Peter, it's interesting that you should bring up the theme of identity in Camilleri's Montalbano novels as the question of identity, and Montalbano's wrestling with it, are explored at some length in the upcoming books. It is quite direct, explicit in the next one, "The Wings of the Sphinx" (to be released in Dec.) so I hope you bring up this topic again.
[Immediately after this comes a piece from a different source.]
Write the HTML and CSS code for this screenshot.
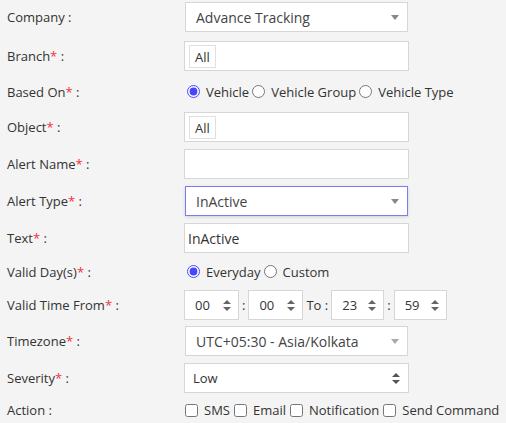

Simona, I remember reading quite a bit about the Montalbano sculpture competition and the decision-making that went into the final (somewhat controversial) selection. The "identity" of Montalbano that each reader has in his/her mind from reading the novels was thought by many to be too "realistic" -- or, how much does this sculptor's interpretation of the very limited physical description of Salvo provided by Camilleri intrude on our reading of the novels? This intrusion also applies to the image of actor Luca Zingaretti (a sculpture of him as Salvo was, I believe, in the running during the competition at one time) whose interpretation of Salvo inevitably now comes to my mind's eye when reading the novels. It's a happy interpretation, one that Camilleri was a bit dismissive of at first, but he, too, seems to have reconciled himself to the Montalbano/Zingaretti image in the minds of many readers. And certainly in the minds of Italian TV viewers, many of whom have never read any of the novels.

September 23, 2009  
Blogger Peter Rozovsky said...

Elisabeth, among other things, this focus on identity is a good answer to any reader who might complain of "all that getting-old stuff" in the more recent Montalbano novels. (I have never had some such complaints, but I'm told that some readers have.) Camilerri does not just worry about getting old, he contemplates what aging means for one's sense of self. The explorations are tentative and funny, but I believe they are philosophically serious.